Time limits under 14 days are a warning sign. Clearing a 35x or higher wagering requirement in under two weeks requires either sustained daily play or elevated bet sizes — both of which increase the practical cost and risk of the bonus. Generous operators allow 30 days. Restrictive ones allow 7. If the time limit feels rushed, it probably is.
Finally, watch for terms that exclude certain games from contributing to wagering while still allowing play on those games with bonus funds. A player might spend hours on a 0%-contribution game without realising that none of those bets counted. The wagering counter hasn’t moved. The house edge has been collecting. That’s not a bonus — it’s a fee for not reading the terms.
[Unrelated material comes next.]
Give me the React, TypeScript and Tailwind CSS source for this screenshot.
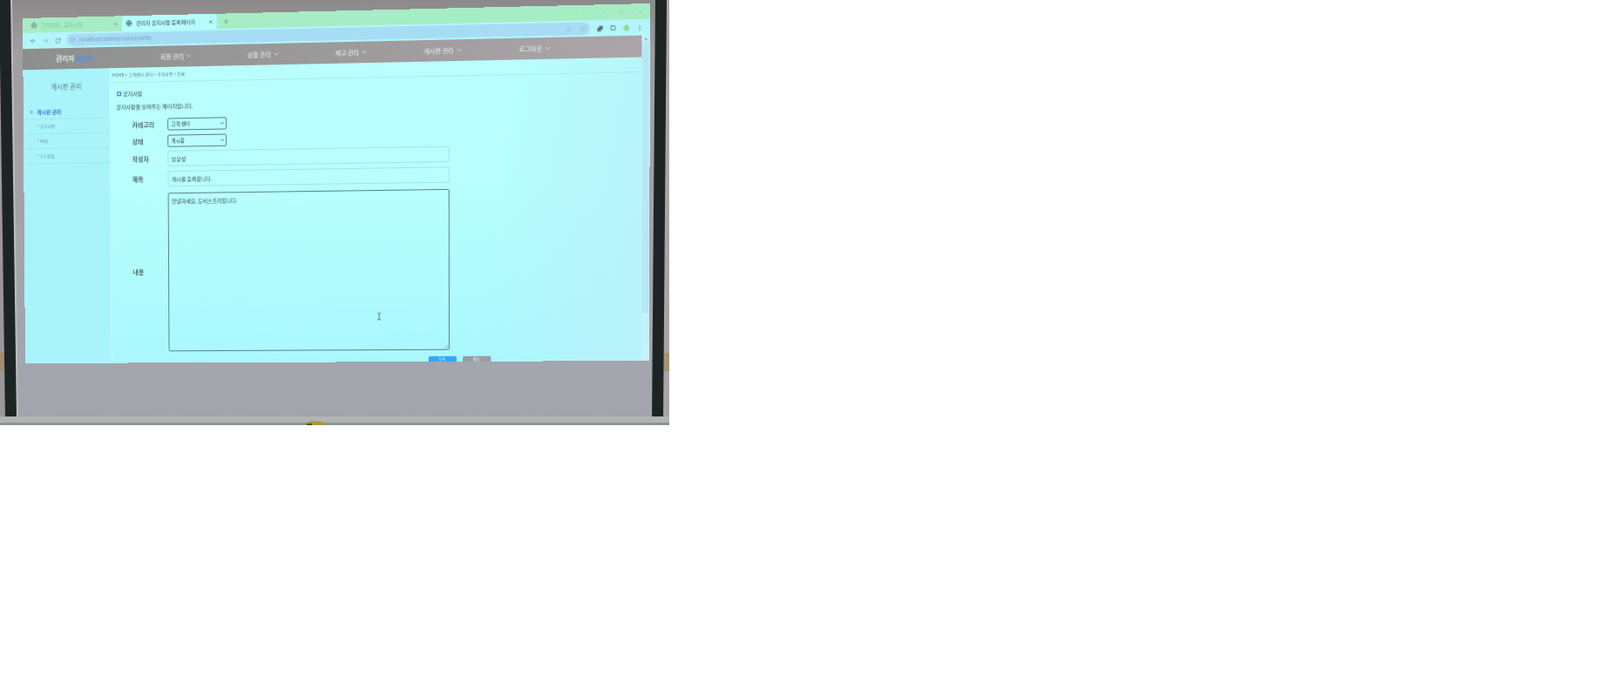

The Maths Behind the Marketing
Casino bonuses are not gifts. They are marketing instruments with a precisely calculated cost structure. The casino knows, to the penny, what the average bonus costs them after wagering. The expected cost is built into their acquisition budget. If a bonus consistently returned more to players than it cost the casino, the bonus would be withdrawn immediately.
That doesn’t mean bonuses are worthless. Some are marginally positive in expected value, particularly at low wagering requirements (under 25x) on bonus-only calculations. Others break even. The majority cost the player more than they provide. The skill — if it can be called that — is in identifying which category a specific offer falls into before clicking “claim.”
Run the calculation. Check the contribution rates. Note the caps and time limits. If the maths works in your favour, take the bonus. If it doesn’t, deposit without it and keep the freedom to play what you want, bet what you want, and withdraw when you want. The cleanest bankroll is one unencumbered by someone else’s terms.